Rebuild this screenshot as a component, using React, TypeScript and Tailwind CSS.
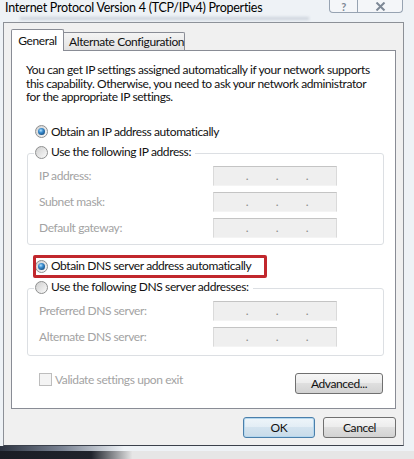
import React from "react";

function Radio({ checked }: { checked?: boolean }) {
  return (
    <span className="w-[13px] h-[13px] rounded-full border border-[#8e8f8f] bg-[linear-gradient(135deg,#cfcfcf,#fafafa)] flex items-center justify-center shrink-0">
      {checked && (
        <span className="w-[7px] h-[7px] rounded-full bg-[radial-gradient(circle_at_40%_35%,#b6e3ff_0%,#3b8dcf_35%,#0f3f6e_90%)]" />
      )}
    </span>
  );
}

function IpBox() {
  return (
    <div className="w-[124px] h-[20px] border border-[#dadada] border-t-[#c4c4c4] border-b-[#f4f4f4] bg-[#efefef] flex pl-[18px] text-[#8a8a8a] leading-[18px]">
      <span className="w-[30px] text-center">.</span>
      <span className="w-[30px] text-center">.</span>
      <span className="w-[30px] text-center">.</span>
    </div>
  );
}

function FieldRow({ label }: { label: string }) {
  return (
    <div className="mt-[6px] h-[20px] flex items-center pl-[11px]">
      <span className="w-[174px] text-[#a3a3a3]">{label}</span>
      <IpBox />
    </div>
  );
}

export default function App() {
  return (
    <div className="w-[414px] h-[459px] overflow-hidden bg-[#eef2f6] flex flex-col font-['Lato',sans-serif] text-[12px] tracking-[-0.4px] text-[#111]">
      {/* title bar */}
      <div className="h-[22px] flex items-start shrink-0">
        <div className="flex-1 flex flex-col">
          <div className="pl-[5px] h-[17px] text-[12.5px] leading-[16px] tracking-[-0.25px] text-black whitespace-nowrap">
            Internet Protocol Version 4 (TCP/IPv4) Properties
          </div>
          <div className="mx-[20px] h-[3px] bg-[#c3cad5] blur-[1.5px] opacity-80" />
        </div>
        <div className="mr-[11px] w-[74px] h-[13px] flex border border-t-0 border-[#97a3b2] rounded-b-[4px] bg-[#f4f6f9] overflow-hidden">
          <div className="w-[28px] border-r border-[#97a3b2] flex justify-center items-center">
            <span className="text-[11px] leading-[11px] font-bold text-[#7d8896]">?</span>
          </div>
          <div className="flex-1 flex justify-center items-center">
            <svg width="11" height="9" viewBox="0 0 11 9">
              <path d="M1.5 0.5 L9.5 8.5 M9.5 0.5 L1.5 8.5" stroke="#7d8896" strokeWidth="2" fill="none" />
            </svg>
          </div>
        </div>
      </div>

      {/* client area */}
      <div className="ml-[3px] w-[401px] h-[424px] shrink-0 border border-[#8c9097] border-b-[#3b414c] bg-[#f0f0f0] flex flex-col">
        {/* tabs */}
        <div className="ml-[7px] mt-[6px] h-[21px] flex items-end">
          <div className="w-[53px] h-[22px] -mb-[1px] relative z-10 border border-b-0 border-[#898c95] bg-white rounded-t-[2px] flex items-center justify-center">
            General
          </div>
          <div className="w-[121px] h-[18px] border border-l-0 border-b-0 border-[#898c95] bg-[linear-gradient(to_bottom,#f4f4f4,#e2e2e2)] rounded-tr-[2px] flex items-center pl-[5px] whitespace-nowrap">
            Alternate Configuration
          </div>
        </div>

        {/* panel */}
        <div className="ml-[7px] w-[385px] h-[359px] border border-[#898c95] bg-white flex flex-col">
          <p className="ml-[14px] mt-[12px] leading-[13.5px] whitespace-nowrap">
            You can get IP settings assigned automatically if your network supports
            <br />
            this capability. Otherwise, you need to ask your network administrator
            <br />
            for the appropriate IP settings.
          </p>

          <div className="ml-[23px] mt-[20px] h-[16px] flex items-center gap-[3px]">
            <Radio checked />
            <span>Obtain an IP address automatically</span>
          </div>

          <div className="ml-[15px] w-[357px] mt-[13.5px] border border-[#dcdfe3] rounded-[3px] flex flex-col pb-[6px]">
            <div className="-mt-[10px] ml-[6px] self-start bg-white pl-[1px] pr-[4px] h-[16px] flex items-center gap-[3px]">
              <Radio />
              <span>Use the following IP address:</span>
            </div>
            <FieldRow label="IP address:" />
            <FieldRow label="Subnet mask:" />
            <FieldRow label="Default gateway:" />
          </div>

          <div className="ml-[23px] mt-[13px] h-[16px] relative flex items-center gap-[3px] self-start">
            <Radio checked />
            <span>Obtain DNS server address automatically</span>
            <div className="absolute -left-[2px] -top-[3px] w-[234px] h-[23px] border-[3px] border-[#c1272d] rounded-[2px] pointer-events-none" />
          </div>

          <div className="ml-[15px] w-[357px] mt-[14px] border border-[#dcdfe3] rounded-[3px] flex flex-col pb-[8px]">
            <div className="-mt-[10px] ml-[6px] self-start bg-white pl-[1px] pr-[4px] h-[16px] flex items-center gap-[3px]">
              <Radio />
              <span>Use the following DNS server addresses:</span>
            </div>
            <FieldRow label="Preferred DNS server:" />
            <FieldRow label="Alternate DNS server:" />
          </div>

          <div className="mt-[17px] flex justify-between items-start pl-[27px] pr-[12px]">
            <div className="h-[13px] flex items-center gap-[3px]">
              <span className="w-[13px] h-[13px] border border-[#bdbdbd] bg-[#f4f4f4] shrink-0" />
              <span className="text-[#a3a3a3]">Validate settings upon exit</span>
            </div>
            <button className="w-[88px] h-[21px] rounded-[3px] border border-[#707070] bg-[linear-gradient(to_bottom,#f6f6f6_0%,#ececec_50%,#dfdfdf_50%,#d2d2d2_100%)] flex items-center justify-center text-[#111]">
              Advanced...
            </button>
          </div>
        </div>

        {/* dialog buttons */}
        <div className="mt-[8px] flex justify-end gap-[8px] pr-[7px]">
          <button className="w-[72px] h-[21px] rounded-[3px] border border-[#4a7fab] bg-[linear-gradient(to_bottom,#eef5fa_0%,#e2edf5_50%,#d3e3ef_50%,#c8dbe9_100%)] shadow-[inset_0_0_0_1px_#b5d7ee] flex items-center justify-center text-[#111]">
            OK
          </button>
          <button className="w-[73px] h-[21px] rounded-[3px] border border-[#707070] bg-[linear-gradient(to_bottom,#f6f6f6_0%,#ececec_50%,#dfdfdf_50%,#d2d2d2_100%)] flex items-center justify-center text-[#111]">
            Cancel
          </button>
        </div>
      </div>

      <div className="h-[5px] shrink-0 bg-[linear-gradient(to_right,#2c3340_0%,#7a8393_15%,#eef2f6_30%)]" />
      <div className="h-[8px] shrink-0 bg-[linear-gradient(to_right,#1a1d25_0%,#1f232c_22%,#e6e6e6_32%,#e6e6e6_100%)]" />
    </div>
  );
}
---
* **What you have to do**: Only lines with "this" are wanted here; list each of them.

* **The answer**:
Rebuild this screenshot as a component, using React, TypeScript and Tailwind CSS.
            this capability. Otherwise, you need to ask your network administrator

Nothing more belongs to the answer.